I suspect, Dennis, that you and I agree about many questions of morality. I trust we both feel that slavery was an abomination, despite the fact that no matter how you squint your eyes the Bible tells us that it is okay to keep slaves. (Who decides what is good in the Good Book? Answer: We do. Our moral intuitions are still primary. It makes absolutely no sense, therefore, to think that we get our basic sense of right and wrong out of scripture). We surely agree that political correctness has undermined the intellectual and moral integrity of much of our discourse, both within our universities and elsewhere.

But the linkage you have drawn between immorality and atheism is spurious. And, needless to say, the taboo that got Lawrence Summers fired is the same taboo that would keep an atheist professor from criticizing the lunatic religious convictions of his students. What we need, across the board, is intellectual honesty—not more dogmatism.

It seems that your attachment to religion results, at least in part, from your abhorrence of moral relativism. I fully share your concern here and spend a considerable portion of my professional energies trying to free secularism from the dangerous nonsense with which it is often entangled. I strongly suspect that you and I have similar views of the risks posed to civilization by the spread of Islam. We probably draw some of the same lessons from the failures of multiculturalism in Western Europe: All the backwardness and barbarism that goes by the name of European Islam (the forced marriages, honor killings, anti-Semitism, hostility to free speech, and so forth) has to be reamed out of those immigrant populations or the whole continent is headed over the falls.

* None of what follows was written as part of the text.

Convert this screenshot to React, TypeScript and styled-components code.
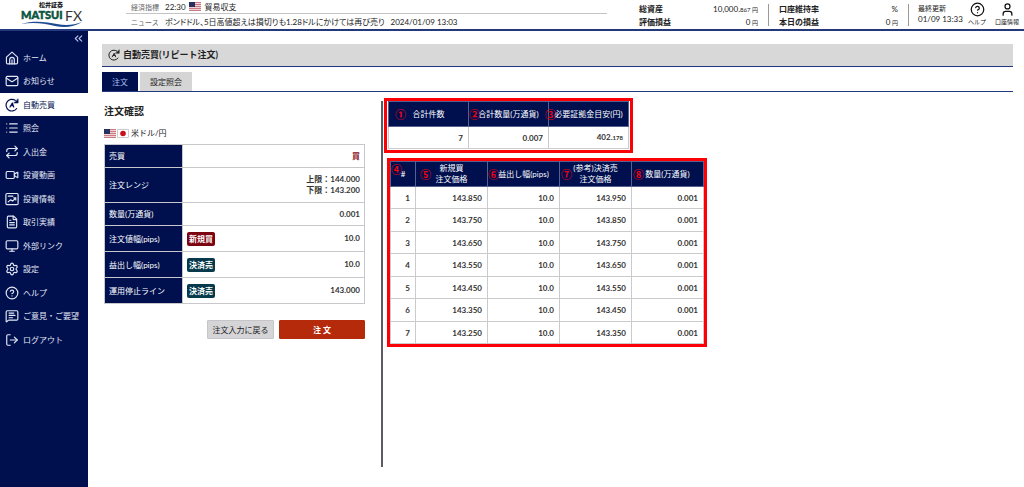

But it is clear from our debate that you and I differ on the location of the problem. In your view, the problem must be that Europe has lost the moral backbone that only religion can provide (and Islam just happens to be the wrong religion.) In my view, our world has been shattered, quite unnecessarily, by religion itself. As I said, even if you were right, and the only people who could summon the moral courage to fight the religious lunatics of the Muslim world were the religious lunatics of the West, this would suggest nothing at all about the existence of the biblical God. It would only show that a belief in Him might be politically necessary, in a given time and place, to motivate people to fight (as our inimitable President says) “the evildoers.”

I am reasonably sure you are wrong about this. But again, this is quite irrelevant to the question before us.